February 29, 2016
By Joel Kreisberg, DC, ACC
“Slim by Design is about changing your eating environment – what I call your food radius – so that you, your kids and even your neighbors will eat less and eat better”
Turns out when we eat on a bigger plate, we eat more….choose smaller plates. What we have out in the kitchen is the most likely the food we will eat….leave fruit out, only! If we use larger serving bowls, we serve bigger portions. When the food is the same color as the plate, we’ll eat 18% more. The food on your table is the food you will most likely eat, so if you leave the salad on the table and put all the carbs back in the kitchen where you have to get up to get seconds, you’ll eat more salad, less carbs.
While we often hear that 90% of all dieters gain all the weight back within 2 years-plus, we don’t hear much about how we can set up our eating environment to favor fewer calories. Brian Wansink, a Cornell behavioral scientist, and author of Slim by Design:Mindless Eating Solutions for Everyday Life, has broken the code. Rather than paying attention to what you are eating and having to rely on willpower, his research reveals how our environment significantly impacts our eating habits.
Wait a second – what is he really saying? Take a quick trip to www.slimbydesign.org and do one of his 10-question quizzes and rate your kitchen. What Mr. Wansink is saying is that attending to the structure of our environment, what he calls our Food Radius, significantly impacts the amount and types of food that we eat. Thus, rather than focusing on individual behaviors—often called volition and the attending awareness that goes along with it in many theories of coaching, such as Minds at Work, Narrative Health Coaching or Mindful Eating programs, Wansink suggests that we set up the conditions for success in the system—where we eat and prepare food. When we put our attention here, we eat less food and make better choices, without using any willpower or ongoing effort.
Slim by Design is chock full of fasciniating research, information and tidbits. Some of the bigger ideas worth mentioning to our readers include the Kitchen Makeover, Tablescape Redesign and Snackproofing. I’ve given some examples at the beginning of this blog, but below are a few more you can use today.

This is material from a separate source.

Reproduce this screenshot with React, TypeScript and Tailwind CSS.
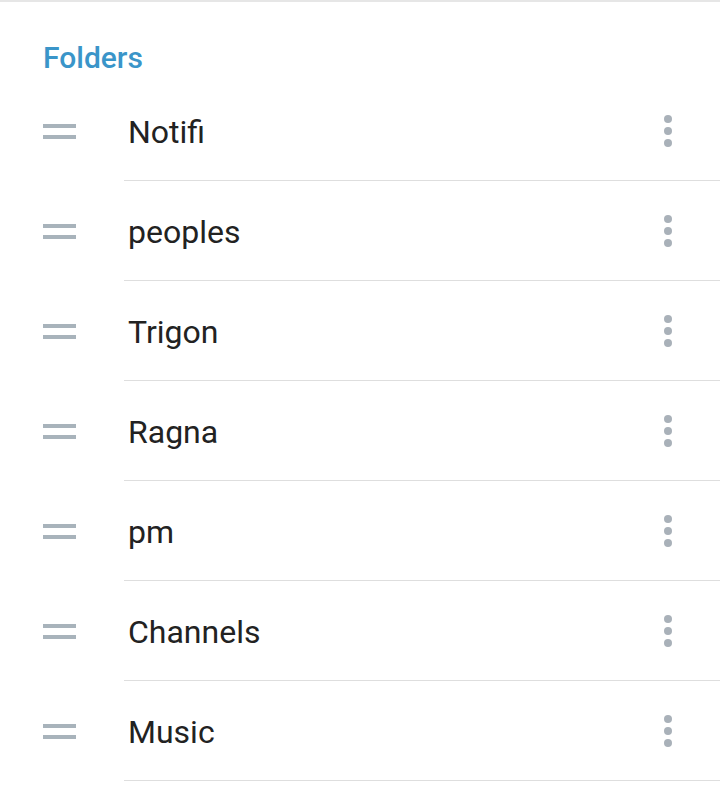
import React from "react";

const items = ["Notifi", "peoples", "Trigon", "Ragna", "pm", "Channels", "Music"];

function Handle() {
  return (
    <div className="flex w-[33px] flex-col gap-[7px]">
      <div className="h-[4px] w-full bg-[#a8b3bb]" />
      <div className="h-[4px] w-full bg-[#a8b3bb]" />
    </div>
  );
}

function Dots() {
  return (
    <div className="flex flex-col items-center gap-[4px]">
      <div className="h-[8px] w-[8px] rounded-full bg-[#a9b1b9]" />
      <div className="h-[8px] w-[8px] rounded-full bg-[#a9b1b9]" />
      <div className="h-[8px] w-[8px] rounded-full bg-[#a9b1b9]" />
    </div>
  );
}

export default function App() {
  return (
    <div
      className="w-[720px] h-[802px] bg-white border-t-2 border-[#e6e6e6] overflow-hidden"
      style={{ fontFamily: "Roboto, 'Liberation Sans', sans-serif" }}
    >
      <div className="h-[79px] pl-[43px] pt-[36px]">
        <div className="text-[30px] leading-[40px] font-medium text-[#3a95c9]">Folders</div>
      </div>
      {items.map((name) => (
        <div key={name} className="flex h-[100px] items-stretch">
          <div className="flex w-[124px] shrink-0 items-center pl-[43px]">
            <Handle />
          </div>
          <div className="flex flex-1 items-center border-b-[1.5px] border-[#dedede] pl-[4px] pr-[48px]">
            <div className="flex-1 pt-[3px] text-[32px] text-[#222222]">{name}</div>
            <Dots />
          </div>
        </div>
      ))}
    </div>
  );
}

The Kitchen Makeover uses kitchen design to organize and impact how much and what you eat. Sure, what is out in the kitchen is what is eaten first, but what about media distraction? Is there a TV or computer in your kitchen? If so, you’re likely to eat more while watching. Even a microwave makes it easier to eat more. Actually, we tend to eat what is convenient, so an empty kitchen increases the chances of eating out or eating more snack food. On the other hand, healthy snack foods available all the time, in the most convenient places in your kitchen, will support eating healthier food. Think individual serving sizes of veggies, fruits, even cheese and yogurt.
Tablescape Redesign is about the size of everything you eat with and on. Larger plates, serving bowls and serving utensils all lead to more food consumption. Larger glasses? More beverage. Bigger wine glasses? More wine. The solution is 9 or 10-inch plates rather than 12-inch plates. 10 to 12 ounce glasses rather than 16 ounce glasses. Smaller serving bowls and serving spoons. Put the salad on the table and leave the high calorie foods in the kitchen, requiring a trip back in the kitchen for seconds. A really simple tidbit is the half plate rule. At all meals, half the plate needs to be fruits, veggies or salad, and the other half whatever you want. AND, when you go for seconds or thirds, rather than having more of your favorite dish, again, half a plate of salad or fruit.
Snackproofing makes easy to access food the most available and likely to be eaten. Make healthy snacks the go-to-first line. Keep healthy snacks in the front of the fridge at eye level. Put away sweets and chips; make them hard to find. Think small bowls when taking chips out of the cupboard.
The tips and information about our eating habits that Wansink, and his team at the Cornel Food and Brand Lab, has studied and uncovered are comprehensive. His book covers food in restaurants, in supermarkets, at work and of course in school. Without having to work too hard, you’ll change the way your environment is set up such that it will be easier to eat less and maintain a healthier body weight. Since so many clients seek health coaching for weight loss, Slim by Design is a must-read for health coaches and health practitioners ready to take a new and well researched approach to a growing concern—healthy nutrition. From the health coaching perspective, Wansink’s work is a key resource for creating the conditions that heal. I’m still working through my copy today!